On 21 January 2016, the Court of Justice interpreted in its preliminary ruling in Eturas what constitutes a concerted practice in the context of a unilateral announcement in an online booking system. In its answer to a reference from the Supreme Administrative Court of Lithuania, the Court of Justice clarified under which conditions the existence of a concerted practice may be presumed and rebutted.

The Lithuanian Competition Council had fined several travel agencies for capping the discounts that they applied to online bookings. The agencies used the travel booking system E-TURAS, developed by the company Eturas, to offer tours to their customers. In August 2012, the administrator of this system sent a notice to the agents informing them that they should apply a maximum discount of 3 per cent to their bookings. In addition, a technical restriction was introduced by Eturas to cap the discounts that could be entered in the booking system at 3 per cent. According to the Competition Council, this meant that Eturas and the agents participated in a concerted practice.

The travel agents appealed, stating that they could not be held liable for the unilateral behaviour of Eturas. Some of the agents argued that they had not read the message, not restricted their discounts or not even sold the relevant product. The Supreme Administrative Court decided to make a preliminary reference to the Court of Justice, essentially asking whether the unilateral dispatch of the system notice is sufficient evidence to presume that the travel agents knew or should have known about the restriction of discounts, on the basis of which they were liable for a concerted practice.

The Court of Justice firstly considered that although the assessment of evidence is strictly speaking a matter for national law, it would be contrary to the presumption of innocence to infer the awareness of the travel agents on the sole basis that the message was dispatched to them. In the absence of awareness, participation in the concerted practice cannot be inferred from just the technical restriction that was introduced by E-TURAS. Nevertheless, if there are also other objective and consistent indicia present, national courts are not precluded from applying a rebuttable presumption of awareness. Furthermore, if the travel agents were aware or ought to be aware of the message, their participation in the concerted practice may be presumed.
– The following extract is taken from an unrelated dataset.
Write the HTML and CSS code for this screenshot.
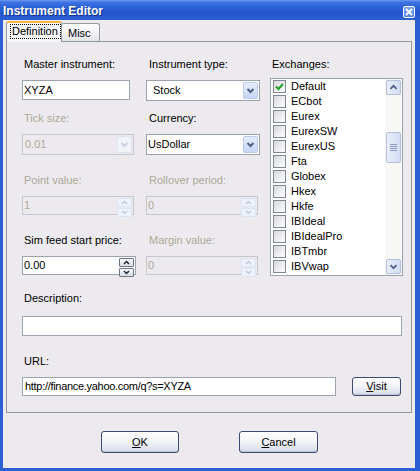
FILE: index.html
```html
<!DOCTYPE html>
<html>
<head>
<meta charset="utf-8">
<title>Instrument Editor</title>
<link rel="stylesheet" href="styles.css">
</head>
<body>
<div class="window">
  <div class="titlebar">
    <span class="title">Instrument Editor</span>
    <span class="close"><svg width="10" height="10" viewBox="0 0 10 10"><path d="M2 2 L8 8 M8 2 L2 8" stroke="#fff" stroke-width="2" fill="none"/></svg></span>
  </div>
  <div class="frame">
    <div class="tabs">
      <div class="tab active"><span class="focus">Definition</span></div>
      <div class="tab misc">Misc</div>
    </div>
    <div class="panel">
      <div class="grid">
        <div class="field">
          <label class="lbl">Master instrument:</label>
          <div class="text w108"><span class="val">XYZA</span></div>
        </div>
        <div class="field c2">
          <label class="lbl">Instrument type:</label>
          <div class="combo w114"><span class="val p5">Stock</span><span class="cbtn"><svg width="13" height="17" viewBox="0 0 13 17"><path d="M3.5 7 L6.5 10 L9.5 7" stroke="#4d6185" stroke-width="2" fill="none"/></svg></span></div>
        </div>
        <div class="field c3 exch">
          <label class="lbl">Exchanges:</label>
          <div class="list">
            <div class="items">
              <div class="item"><span class="cb checked"><svg width="11" height="11" viewBox="0 0 11 11"><path d="M2 5.5 L4.5 8 L9 3" stroke="#21a121" stroke-width="2" fill="none"/></svg></span>Default</div>
              <div class="item"><span class="cb"></span>ECbot</div>
              <div class="item"><span class="cb"></span>Eurex</div>
              <div class="item"><span class="cb"></span>EurexSW</div>
              <div class="item"><span class="cb"></span>EurexUS</div>
              <div class="item"><span class="cb"></span>Fta</div>
              <div class="item"><span class="cb"></span>Globex</div>
              <div class="item"><span class="cb"></span>Hkex</div>
              <div class="item"><span class="cb"></span>Hkfe</div>
              <div class="item"><span class="cb"></span>IBIdeal</div>
              <div class="item"><span class="cb"></span>IBIdealPro</div>
              <div class="item"><span class="cb"></span>IBTmbr</div>
              <div class="item"><span class="cb"></span>IBVwap</div>
            </div>
            <div class="scrollbar">
              <span class="sbtn"><svg width="15" height="15" viewBox="0 0 15 15"><path d="M4 9 L7.5 5.5 L11 9" stroke="#4d6185" stroke-width="2" fill="none"/></svg></span>
              <span class="thumb"><svg width="9" height="8" viewBox="0 0 9 8"><path d="M1 0.5 H8 M1 2.5 H8 M1 4.5 H8 M1 6.5 H8" stroke="#8c9dc4" stroke-width="1"/></svg></span>
              <span class="sfill"></span>
              <span class="sbtn"><svg width="15" height="15" viewBox="0 0 15 15"><path d="M4 6 L7.5 9.5 L11 6" stroke="#4d6185" stroke-width="2" fill="none"/></svg></span>
            </div>
          </div>
        </div>

        <div class="field">
          <label class="lbl dis">Tick size:</label>
          <div class="combo w112 disabled"><span class="val p2">0.01</span><span class="cbtn"><svg width="13" height="17" viewBox="0 0 13 17"><path d="M3.5 7 L6.5 10 L9.5 7" stroke="#c9cfdc" stroke-width="2" fill="none"/></svg></span></div>
        </div>
        <div class="field c2">
          <label class="lbl">Currency:</label>
          <div class="combo w114"><span class="val p1">UsDollar</span><span class="cbtn"><svg width="13" height="17" viewBox="0 0 13 17"><path d="M3.5 7 L6.5 10 L9.5 7" stroke="#4d6185" stroke-width="2" fill="none"/></svg></span></div>
        </div>

        <div class="field">
          <label class="lbl dis">Point value:</label>
          <div class="spin w112 disabled"><span class="val">1</span><span class="sbtns"><span class="ub"><svg width="11" height="7" viewBox="0 0 11 7"><path d="M3 5 L5.5 2.5 L8 5" stroke="#c3cbdb" stroke-width="1.5" fill="none"/></svg></span><span class="ub"><svg width="11" height="7" viewBox="0 0 11 7"><path d="M3 2 L5.5 4.5 L8 2" stroke="#c3cbdb" stroke-width="1.5" fill="none"/></svg></span></span></div>
        </div>
        <div class="field c2">
          <label class="lbl dis">Rollover period:</label>
          <div class="spin w112 disabled"><span class="val">0</span><span class="sbtns"><span class="ub"><svg width="11" height="7" viewBox="0 0 11 7"><path d="M3 5 L5.5 2.5 L8 5" stroke="#c3cbdb" stroke-width="1.5" fill="none"/></svg></span><span class="ub"><svg width="11" height="7" viewBox="0 0 11 7"><path d="M3 2 L5.5 4.5 L8 2" stroke="#c3cbdb" stroke-width="1.5" fill="none"/></svg></span></span></div>
        </div>

        <div class="field">
          <label class="lbl">Sim feed start price:</label>
          <div class="spin w114"><span class="val">0.00</span><span class="sbtns on"><span class="ub"><svg width="11" height="7" viewBox="0 0 11 7"><path d="M3 5 L5.5 2.5 L8 5" stroke="#1e2a3c" stroke-width="1.5" fill="none"/></svg></span><span class="ub"><svg width="11" height="7" viewBox="0 0 11 7"><path d="M3 2 L5.5 4.5 L8 2" stroke="#1e2a3c" stroke-width="1.5" fill="none"/></svg></span></span></div>
        </div>
        <div class="field c2">
          <label class="lbl dis">Margin value:</label>
          <div class="spin w112 disabled"><span class="val">0</span><span class="sbtns"><span class="ub"><svg width="11" height="7" viewBox="0 0 11 7"><path d="M3 5 L5.5 2.5 L8 5" stroke="#c3cbdb" stroke-width="1.5" fill="none"/></svg></span><span class="ub"><svg width="11" height="7" viewBox="0 0 11 7"><path d="M3 2 L5.5 4.5 L8 2" stroke="#c3cbdb" stroke-width="1.5" fill="none"/></svg></span></span></div>
        </div>
      </div>

      <div class="block desc">
        <label class="lbl">Description:</label>
        <div class="text w380"></div>
      </div>
      <div class="block url">
        <label class="lbl">URL:</label>
        <div class="urlrow">
          <div class="text w314 h19"><span class="val p2 tight">http://finance.yahoo.com/q?s=XYZA</span></div>
          <button class="btn visit"><u>V</u>isit</button>
        </div>
      </div>
    </div>
    <div class="buttons">
      <button class="btn ok"><u>O</u>K</button>
      <button class="btn cancel"><u>C</u>ancel</button>
    </div>
  </div>
</div>
</body>
</html>
```

FILE: styles.css
```css
* { box-sizing: border-box; }
html, body { margin: 0; padding: 0; }
body {
  width: 420px;
  height: 471px;
  overflow: hidden;
  font-family: "Liberation Sans", Arial, sans-serif;
  font-size: 11px;
  color: #000;
  background: #2c5ed4;
}
.window { width: 420px; height: 471px; display: flex; flex-direction: column; }

.titlebar {
  height: 20px;
  flex: none;
  display: flex;
  align-items: flex-start;
  justify-content: space-between;
  padding: 0 5px 0 3px;
  background: linear-gradient(#6f9cf2 0, #3f75e2 2px, #2d62d8 7px, #2656cc 13px, #2b5fd3 20px);
  color: #fff;
}
.title {
  font-weight: bold;
  font-size: 12px;
  line-height: 14px;
  margin-top: 4px;
  text-shadow: 1px 1px 0 #12338f;
}
.close {
  margin-top: 6px;
  width: 12px;
  height: 12px;
  border: 1px solid #fff;
  border-radius: 2px;
  background: linear-gradient(#7aa4f5, #4c7fe6);
  display: flex;
  align-items: center;
  justify-content: center;
}
.close svg { display: block; }

.frame {
  flex: 1;
  display: flex;
  flex-direction: column;
  background: #eceaee;
  border-left: 3px solid #2c5ed4;
  border-right: 5px solid #2c5ed4;
  border-bottom: 3px solid #2c5ed4;
}

.tabs {
  height: 21px;
  flex: none;
  display: flex;
  align-items: flex-start;
  padding: 1px 0 0 3px;
  position: relative;
  z-index: 1;
}
.tab {
  height: 18px;
  margin-top: 2px;
  border: 1px solid #919b9c;
  border-bottom: none;
  border-radius: 3px 3px 0 0;
  background: linear-gradient(#ffffff, #f3f3f6 50%, #e3e3ea);
  line-height: 13px;
}
.tab.misc { width: 39px; padding: 3px 0 0 6px; margin-left: -1px; }
.tab.active {
  width: 56px;
  height: 21px;
  margin-top: 0;
  border-top: 2px solid #f6b43f;
  background: #f6f5f7;
  padding-top: 1px;
}
.focus {
  display: block;
  margin-left: 3px;
  width: 51px;
  height: 15px;
  border: 1px dotted #000;
  padding-left: 1px;
  line-height: 13px;
}

.panel {
  height: 372px;
  flex: none;
  margin: 0 3px;
  border: 1px solid #919b9c;
  padding: 16px 9px 0 15px;
}

.grid {
  display: grid;
  grid-template-columns: 124px 124px 133px;
  grid-template-rows: 54px 62px 60px auto;
}
.field { display: flex; flex-direction: column; align-items: flex-start; grid-column: 1; }
.field.c2 { grid-column: 2; }
.field.c3 { grid-column: 3; }
.exch { grid-row: 1 / span 4; }

.lbl { display: block; line-height: 13px; padding-left: 2px; margin-bottom: 9px; white-space: nowrap; }
.c2 .lbl { padding-left: 3px; }
.lbl.dis { color: #aca899; }
.exch .lbl { margin-bottom: 7px; }

.text, .combo, .spin {
  display: flex;
  align-items: center;
  background: #fff;
  border: 1px solid #9aa3ae;
}
.text { height: 20px; padding-left: 1px; }
.val { line-height: 13px; white-space: nowrap; }
.tight { letter-spacing: -0.3px; }
.p1 { padding-left: 0; }
.p2 { padding-left: 1px; }
.p5 { padding-left: 5px; }
.w108 { width: 108px; }
.w112 { width: 112px; }
.w114 { width: 114px; }
.w380 { width: 380px; }
.w314 { width: 314px; }
.h19 { height: 19px; }

.combo { height: 21px; padding: 1px; justify-content: space-between; }
.combo .val { flex: 1; }
.cbtn {
  width: 15px;
  height: 17px;
  border: 1px solid #bccbed;
  border-radius: 2px;
  background: linear-gradient(#e6eefc, #c7d6f7);
  display: flex;
  align-items: center;
  justify-content: center;
}
.cbtn svg { display: block; }

.disabled { background: #eceaee; border-color: #c5c7cc; color: #aca899; }
.disabled .cbtn { border-color: #dde3ef; background: #f1f3f8; }

.spin { height: 19px; padding: 1px; justify-content: space-between; }
.spin .val { flex: 1; padding-left: 0; }
.sbtns { display: flex; flex-direction: column; width: 15px; height: 15px; gap: 1px; }
.ub {
  flex: 1;
  display: flex;
  align-items: center;
  justify-content: center;
  border: 1px solid #dde4f1;
  border-radius: 1px;
  background: #eef2fb;
}
.ub svg { display: block; }
.sbtns.on .ub { border-color: #6f7782; background: linear-gradient(#f6f7f9, #d9dce3); }

.list {
  width: 133px;
  height: 198px;
  background: #fff;
  border: 1px solid #9aa3ae;
  display: flex;
}
.items { flex: 1; }
.item { height: 15px; display: flex; align-items: center; padding-left: 2px; line-height: 13px; white-space: nowrap; }
.cb {
  width: 13px;
  height: 13px;
  flex: none;
  margin-right: 5px;
  border: 1px solid #7f8893;
  background: linear-gradient(135deg, #d8d8dc, #f4f4f6 70%, #fbfbfb);
  display: flex;
  align-items: center;
  justify-content: center;
}
.cb svg { display: block; }

.scrollbar {
  width: 17px;
  flex: none;
  display: flex;
  flex-direction: column;
  align-items: center;
  background: #f7f7f5;
  padding: 1px 0;
}
.sbtn, .thumb {
  width: 15px;
  border: 1px solid #b3c0dc;
  border-radius: 2px;
  background: linear-gradient(90deg, #e9eef9, #d2dcf2);
  display: flex;
  align-items: center;
  justify-content: center;
}
.sbtn { height: 15px; }
.sbtn svg { display: block; }
.thumb { height: 31px; margin-top: 37px; }
.thumb svg { display: block; }
.sfill { flex: 1; }

.desc { margin-top: 16px; }
.desc .lbl { margin-bottom: 11px; }
.url { margin-top: 19px; }
.urlrow { display: flex; align-items: center; gap: 16px; }

.btn {
  font-family: "Liberation Sans", Arial, sans-serif;
  font-size: 11px;
  color: #000;
  padding: 0;
  border: 1px solid #3c4a6e;
  border-radius: 3px;
  background: linear-gradient(#ffffff, #f4f5f9 45%, #dfe3ee 85%, #c9d0e0);
  box-shadow: inset 0 -1px 0 #c0c8da;
  line-height: 13px;
}
.visit { width: 49px; height: 19px; }

.buttons {
  display: flex;
  gap: 60px;
  padding-left: 98px;
  margin-top: 18px;
}
.ok { width: 78px; height: 22px; }
.cancel { width: 79px; height: 22px; }
```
The travel agents can rebut this presumption by reporting the restriction to the administrative authorities, or by publicly distancing themselves from the message. In this case, where it was impossible to identify all recipients of the message, the agent was not required to send a declaration to all the addressees. Instead, it would suffice to send 'a clear and express objection' to the administrator of E-TURAS. [See also our newsletter article on Toshiba below, from which it follows that the concept of public distancing should be dealt with on a case-by-case basis]. Interestingly, the Court of Justice added that these options are not exhaustive. A rebuttal by other means is also possible, for example, by adducing evidence that a discount exceeding the cap has been systematically applied.

This case appears to demonstrate a tendency towards a more nuanced approach in the assessment of concerted practices by unilateral announcements. A few months ago, the Court ruled in Total that publicly distancing itself is not the only means to rebut the presumption of a concerted practice or agreement [see our October 2015 newsletter]. Following the current judgment, the Commission issued a statement in which it indicated that it will review the implications of the ruling for the standard of proof in cartel cases where communication took place via online database systems.